Christians Who Changed Their World

Protestantism and Science

05/11/17

Glenn Sunshine

Much as the Protestants took medieval Catholic ideas about literacy and education in new directions, they also participated heavily in the development of science based on earlier medieval Catholic precedents. As early as the 12th century, a worldview had developed that historians have labeled “Platonic humanism.” This worldview argued that the world came from God, and therefore studies of the world could lead us back to God. This began a transformation of Western culture’s way of seeing the world, including growing realism in art and the development of medieval science.

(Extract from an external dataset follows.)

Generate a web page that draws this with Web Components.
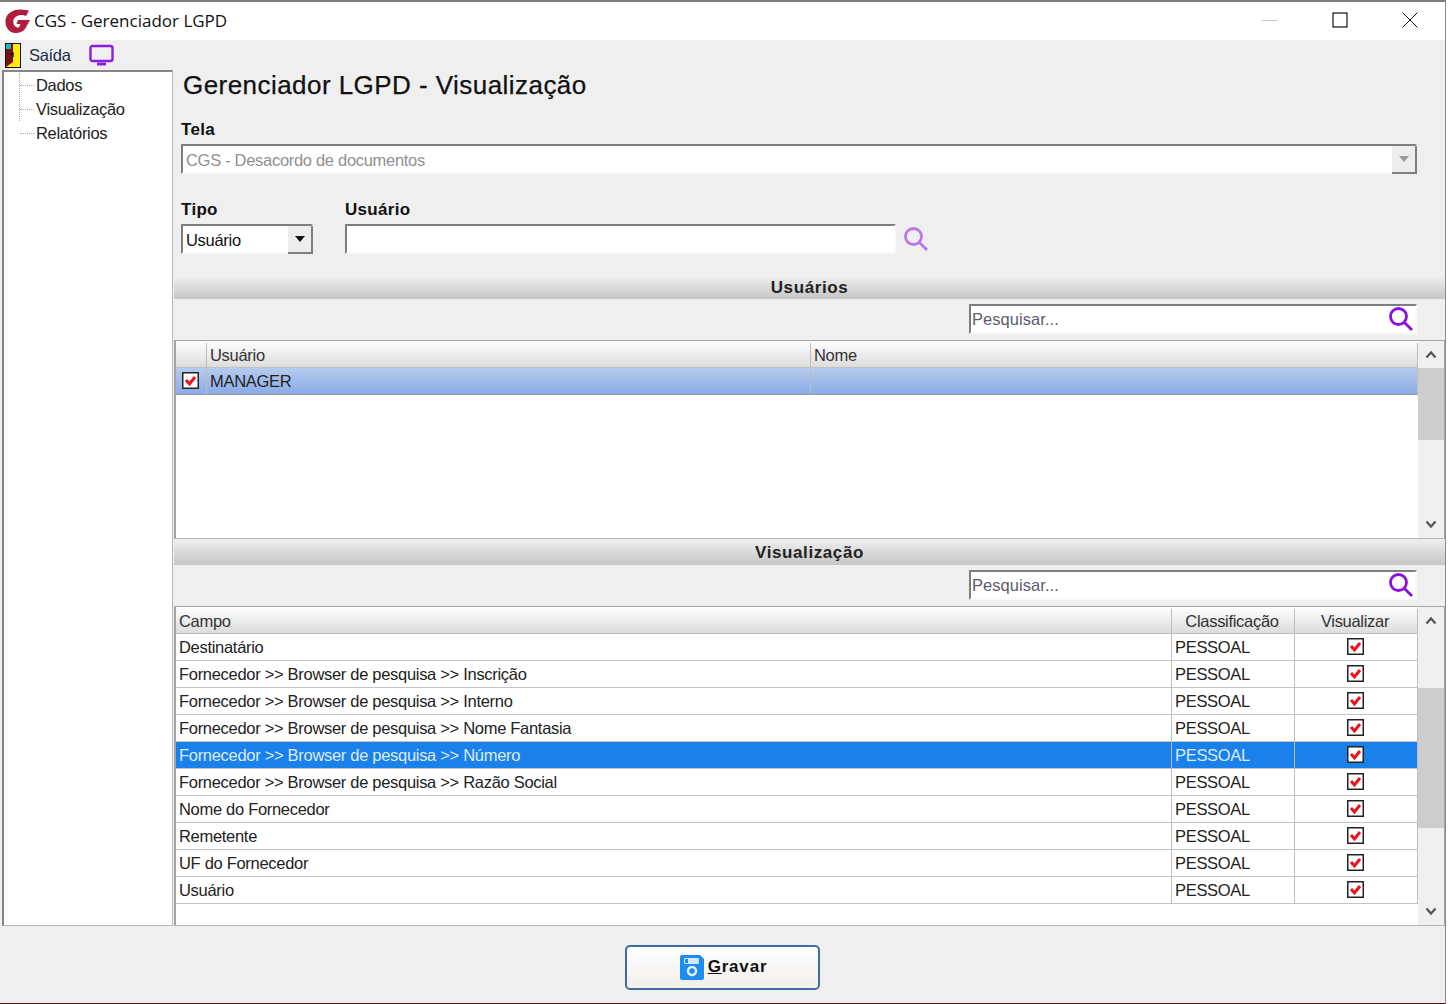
<!DOCTYPE html>
<html lang="pt">
<head>
<meta charset="UTF-8">
<title>CGS - Gerenciador LGPD</title>
<style>
    html, body { margin: 0; padding: 0; background: #fff; }
    body { font-family: "Liberation Sans", Arial, sans-serif; font-size: 16.5px; letter-spacing: -.3px; color: #111; }
</style>
</head>
<body>
<template id="search-icon">
    <svg width="26" height="26" viewBox="0 0 26 26" fill="none" stroke="currentColor" stroke-width="2.8"><circle cx="10.5" cy="10.5" r="8"/><path d="M16.2 16.2 L24 24"/></svg>
</template>

<app-window>
    <title-bar slot="title">CGS - Gerenciador LGPD</title-bar>
    <tool-bar slot="tools">Saída</tool-bar>
    <nav-tree slot="nav">
        <tree-item>Dados</tree-item>
        <tree-item>Visualização</tree-item>
        <tree-item>Relatórios</tree-item>
    </nav-tree>
    <lgpd-form slot="content"></lgpd-form>
    <save-bar slot="footer">Gravar</save-bar>
</app-window>

<script>
    // small helper, every element is the same shadow + style setup
    function define(name, css, html, extra) {
        class El extends HTMLElement {
            constructor() {
                super();
                const root = this.attachShadow({ mode: 'open' });
                root.innerHTML = `<style>${css}</style>${html}`;
                if (extra) extra(this, root);
            }
        }
        customElements.define(name, El);
    }

    const searchSvg = document.getElementById('search-icon').innerHTML;

    define('app-window', `
        :host { display: flex; flex-direction: column; width: 1446px; height: 1004px; box-sizing: border-box;
                background: #efefef; border-top: 2px solid #7c7c7c; border-right: 1px solid #8a8a8a; border-bottom: 1px solid #5e1015; }
        .main { display: flex; height: 856px; padding-left: 2px; }
    `, `
        <slot name="title"></slot>
        <slot name="tools"></slot>
        <div class="main"><slot name="nav"></slot><slot name="content"></slot></div>
        <slot name="footer"></slot>
    `);

    define('title-bar', `
        :host { display: flex; align-items: center; height: 38px; background: #fff; flex: none;
                font-family: "Open Sans", sans-serif; font-size: 17px; letter-spacing: 0; color: #111; }
        .logo { margin: 0 4px 0 5px; flex: none; }
        .label { flex: 1; margin-top: -1px; }
        .btns { display: flex; }
        .btn { width: 70px; height: 38px; display: flex; align-items: center; justify-content: center; margin-top: -2px; }
    `, `
        <svg class="logo" width="25" height="25" viewBox="0 0 25 25">
            <path d="M24 1.5 L21 7 C17 5 10 6 8.5 11 C7.5 15 10 19 14 18.5 L15.5 15 L11.5 15 L13 11 L25 11 L20 20 C17 24 10 25 6 23 C1 20 -.5 14 1 9 C3 3 10 0 16 .5 C19 .7 22 1 24 1.5 Z" fill="#b01c3f"/>
        </svg>
        <span class="label"><slot></slot></span>
        <div class="btns">
            <div class="btn"><svg width="16" height="16"><path d="M0 8.5 H16" stroke="#c8c8c8"/></svg></div>
            <div class="btn"><svg width="16" height="16" fill="none"><rect x="1" y="1" width="14" height="14" stroke="#111" stroke-width="1.2"/></svg></div>
            <div class="btn"><svg width="16" height="16" fill="none"><path d="M.5 .5 L15.5 15.5 M15.5 .5 L.5 15.5" stroke="#111"/></svg></div>
        </div>
    `);

    define('tool-bar', `
        :host { display: flex; align-items: center; height: 30px; padding-left: 5px; flex: none; color: #1c2a4a; }
        .txt { margin: 0 18px 0 8px; }
    `, `
        <svg width="16" height="25" viewBox="0 0 16 25">
            <rect x=".5" y=".5" width="15" height="24" fill="#ffee00" stroke="#111"/>
            <path d="M1 1 H8 V19 L1 24 Z" fill="#7a1410"/>
            <rect x="1" y="1" width="5" height="5" fill="#18b8c8"/>
            <path d="M8 9 V14 M5 11 H8" stroke="#111" stroke-width="1.4"/>
        </svg>
        <span class="txt"><slot></slot></span>
        <svg width="26" height="22" viewBox="0 0 26 22" fill="none">
            <rect x="1.5" y="2" width="22" height="15" rx="2" stroke="#8a1fe0" stroke-width="2.4"/>
            <path d="M8 20 H17" stroke="#8a1fe0" stroke-width="3"/>
        </svg>
    `);

    define('nav-tree', `
        :host { display: block; width: 171px; height: 856px; flex: none; box-sizing: border-box; background: #fff;
                border: 2px solid #868686; border-right-color: #b8b8b8; border-bottom-color: #b8b8b8; border-right-width: 1px; border-bottom-width: 1px; padding-top: 1px; }
        .list { margin-left: 15px; border-left: 1px dotted #aaa; height: 48px; margin-top: 11px; position: relative; }
        .items { margin-top: -11px; }
    `, `<div class="list"><div class="items"><slot></slot></div></div>`);

    define('tree-item', `
        :host { display: flex; align-items: center; height: 24px; color: #222; }
        i { width: 14px; border-top: 1px dotted #aaa; margin-right: 2px; }
    `, `<i></i><span><slot></slot></span>`);

    define('field-label', `
        :host { display: block; font-weight: bold; font-size: 17px; line-height: 20px; color: #111; letter-spacing: .3px; margin-bottom: 4px; }
    `, `<slot></slot>`);

    define('combo-box', `
        :host { display: flex; box-sizing: border-box; height: 30px; background: #fff; align-items: center;
                border: 2px solid #7e7e7e; border-right-color: #f9f9f9; border-bottom-color: #f9f9f9; padding-left: 3px; color: #111; }
        :host([disabled]) { color: #909090; }
        .txt { flex: 1; padding-top: 2px; }
        .arrow { width: 25px; height: 28px; box-sizing: border-box; background: #ededed; display: flex; align-items: center; justify-content: center;
                 border-right: 2px solid #7e7e7e; border-bottom: 2px solid #7e7e7e; margin-right: -2px; margin-bottom: -1px; }
        .arrow b { border: 5px solid transparent; border-top: 6px solid #111; border-bottom: 0; }
        :host([disabled]) .arrow b { border-top-color: #9a9a9a; }
    `, `<span class="txt"><slot></slot></span><span class="arrow"><b></b></span>`);

    define('text-box', `
        :host { display: block; box-sizing: border-box; height: 30px; background: #fff;
                border: 2px solid #7e7e7e; border-right-color: #f9f9f9; border-bottom-color: #f9f9f9; }
    `, ``);

    define('section-bar', `
        :host { display: block; box-sizing: border-box; text-align: center; font-weight: bold; font-size: 17px; letter-spacing: .6px; line-height: 24px; height: 23px; color: #222;
                background: linear-gradient(#efefef, #c6c6c6); }
        :host([tall]) { height: 26px; padding-top: 2px; }
    `, `<slot></slot>`);

    define('search-box', `
        :host { display: flex; width: 448px; height: 30px; box-sizing: border-box; align-items: center; background: #fff; color: #5c5c6c; letter-spacing: .05px;
                border: 2px solid #7e7e7e; border-right-color: #f9f9f9; border-bottom-color: #f9f9f9; }
        span { flex: 1; padding-left: 1px; }
        svg { color: #8a10e0; margin: 0 1px 0 0; display: block; }
    `, `<span><slot></slot></span>${searchSvg}`);

    define('check-mark', `
        :host { display: inline-flex; width: 17px; height: 17px; margin-top: -2px; }
    `, `<svg width="17" height="17" viewBox="0 0 17 17"><rect x=".75" y=".75" width="15.5" height="15.5" fill="#fff" stroke="#222" stroke-width="1.5"/><path d="M4 8 L7.5 12 L13 5" fill="none" stroke="#f0101c" stroke-width="3"/></svg>`);

    define('scroll-bar', `
        :host { display: flex; flex-direction: column; width: 26px; flex: none; background: #f0f0f0; }
        .end { height: 27px; flex: none; display: flex; align-items: center; justify-content: center; }
        .track { flex: 1; }
        .thumb { background: #cdcdcd; }
    `, `
        <div class="end"><svg width="12" height="9"><path d="M1.5 7.5 L6 2.5 L10.5 7.5" fill="none" stroke="#555" stroke-width="2.2"/></svg></div>
        <div class="track"><div class="thumb"></div></div>
        <div class="end"><svg width="12" height="9"><path d="M1.5 1.5 L6 6.5 L10.5 1.5" fill="none" stroke="#555" stroke-width="2.2"/></svg></div>
    `);

    define('data-grid', `
        :host { display: flex; box-sizing: border-box; background: #fff; border: 1px solid #a4a4a4; border-left-width: 2px; border-bottom-color: #b4b4b4; }
        .body { flex: 1; min-width: 0; }
    `, `<div class="body"><slot></slot></div><scroll-bar></scroll-bar>`, (el, root) => {
        const thumb = root.querySelector('scroll-bar').shadowRoot.querySelector('.thumb');
        thumb.style.marginTop = el.getAttribute('thumb-top') + 'px';
        thumb.style.height = el.getAttribute('thumb-size') + 'px';
    });

    define('grid-row', `
        :host { display: grid; grid-template-columns: var(--cols); height: 27px; box-sizing: border-box; color: #222;
                border-bottom: 1px solid #c4c4c4; }
        :host([head]) { background: linear-gradient(#fff, #dcdcdc); border-bottom: 1px solid #c0c0c0; color: #333; padding-top: 2px; }
        :host([soft]) { background: linear-gradient(#b6cbef, #8aabe5); border-bottom: 1px solid #9a9a9a; }
        :host([picked]) { background: #1a80ea; color: #dcebff; }
    `, `<slot></slot>`);

    define('grid-cell', `
        :host { display: flex; align-items: center; padding-left: 3px; border-right: 1px solid #bdbdbd; white-space: nowrap; overflow: hidden; min-width: 0; }
        :host([center]) { justify-content: center; padding: 0 2px 0 0; }
    `, `<slot></slot>`);

    const campos = ['Destinatário',
        'Fornecedor >> Browser de pesquisa >> Inscrição',
        'Fornecedor >> Browser de pesquisa >> Interno',
        'Fornecedor >> Browser de pesquisa >> Nome Fantasia',
        'Fornecedor >> Browser de pesquisa >> Número',
        'Fornecedor >> Browser de pesquisa >> Razão Social',
        'Nome do Fornecedor', 'Remetente', 'UF do Fornecedor', 'Usuário'];

    const linhas = campos.map((c, i) => `
        <grid-row ${i === 4 ? 'picked' : ''}>
            <grid-cell>${c.replace(/>/g, '&gt;')}</grid-cell>
            <grid-cell>PESSOAL</grid-cell>
            <grid-cell center><check-mark></check-mark></grid-cell>
        </grid-row>`).join('');

    define('lgpd-form', `
        :host { display: flex; flex-direction: column; width: 1271px; flex: none; margin-left: 1px; }
        h1 { margin: 0; font-weight: normal; font-size: 26px; line-height: 30px; letter-spacing: .45px; color: #111; padding: 0 0 0 2px; height: 30px; -webkit-text-stroke: .25px #111; }
        .top { padding: 0 28px 0 7px; display: flex; flex-direction: column; }
        .head { height: 50px; }
        .row { display: flex; gap: 32px; margin-top: 26px; }
        .row > div { display: flex; flex-direction: column; }
        .type { width: 132px; }
        .user { width: 551px; }
        .user-in { display: flex; align-items: center; width: 584px; }
        .user-in svg { color: #bb77ea; margin-left: 7px; flex: none; }
        .find { display: flex; justify-content: flex-end; padding: 5px 28px 6px 0; height: 30px; }
        .g1 { --cols: 31px 604px 1fr; height: 199px; }
        .g2 { --cols: 996px 123px 1fr; height: 320px; }
        .user-in text-box { flex: none; width: 551px; }
    `, `
        <div class="top">
            <div class="head"><h1>Gerenciador LGPD - Visualização</h1></div>
            <div><field-label>Tela</field-label><combo-box disabled>CGS - Desacordo de documentos</combo-box></div>
            <div class="row">
                <div class="type"><field-label>Tipo</field-label><combo-box>Usuário</combo-box></div>
                <div class="user"><field-label>Usuário</field-label><div class="user-in"><text-box></text-box>${searchSvg}</div></div>
            </div>
        </div>
        <section-bar style="margin-top:22px">Usuários</section-bar>
        <div class="find"><search-box>Pesquisar...</search-box></div>
        <data-grid class="g1" thumb-top="0" thumb-size="72">
            <grid-row head><grid-cell></grid-cell><grid-cell>Usuário</grid-cell><grid-cell>Nome</grid-cell></grid-row>
            <grid-row soft><grid-cell center><check-mark></check-mark></grid-cell><grid-cell>MANAGER</grid-cell><grid-cell></grid-cell></grid-row>
        </data-grid>
        <section-bar tall>Visualização</section-bar>
        <div class="find"><search-box>Pesquisar...</search-box></div>
        <data-grid class="g2" thumb-top="54" thumb-size="140">
            <grid-row head><grid-cell>Campo</grid-cell><grid-cell center>Classificação</grid-cell><grid-cell center>Visualizar</grid-cell></grid-row>
            ${linhas}
        </data-grid>
    `);

    define('save-bar', `
        :host { display: flex; flex: 1; align-items: center; justify-content: center; }
        button { display: flex; align-items: center; justify-content: center; gap: 4px; width: 195px; height: 45px; margin-top: 5px; box-sizing: border-box;
                 border: 2px solid #3f6d9f; border-radius: 5px; background: linear-gradient(#fff, #f3efeb); font: bold 17px "Liberation Sans", sans-serif; color: #111; letter-spacing: .8px; padding: 0 0 0 2px; }
    `, `
        <button>
            <svg width="24" height="25" viewBox="0 0 24 25">
                <path d="M2 0 H20 L24 4 V23 Q24 25 22 25 H2 Q0 25 0 23 V2 Q0 0 2 0 Z" fill="#1c8cf0"/>
                <rect x="4" y="3" width="15" height="6" rx="1" fill="#cfe6fb"/>
                <rect x="5" y="4" width="3" height="4" fill="#1c8cf0"/>
                <circle cx="12" cy="16" r="4" fill="none" stroke="#e4f1fc" stroke-width="2.4"/>
            </svg>
            <span><u>G</u>ravar</span>
        </button>
    `);
</script>
</body>
</html>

Medieval Science and Empirical Observation: Grosseteste and Bacon

Oxford University was a particularly important center for scientific advancement. Robert Grosseteste (c.1170-1253), who taught in the Franciscan convent at Oxford, was the first medieval thinker to understand Aristotle’s methodology, which amounted to an early form of the scientific method. Grosseteste was also one of the first to rediscover that mathematics was the foundation for “natural philosophy,” as the natural sciences were then called.

He was soon followed by Roger Bacon (c.1214-1294), who agreed with Grosseteste about the centrality of mathematics to natural philosophy and in arguing for first-person observation as the foundation for knowledge. Bacon applied these methods to a wide variety of fields and predicted technological breakthroughs reminiscent of Leonardo da Vinci and Jules Verne.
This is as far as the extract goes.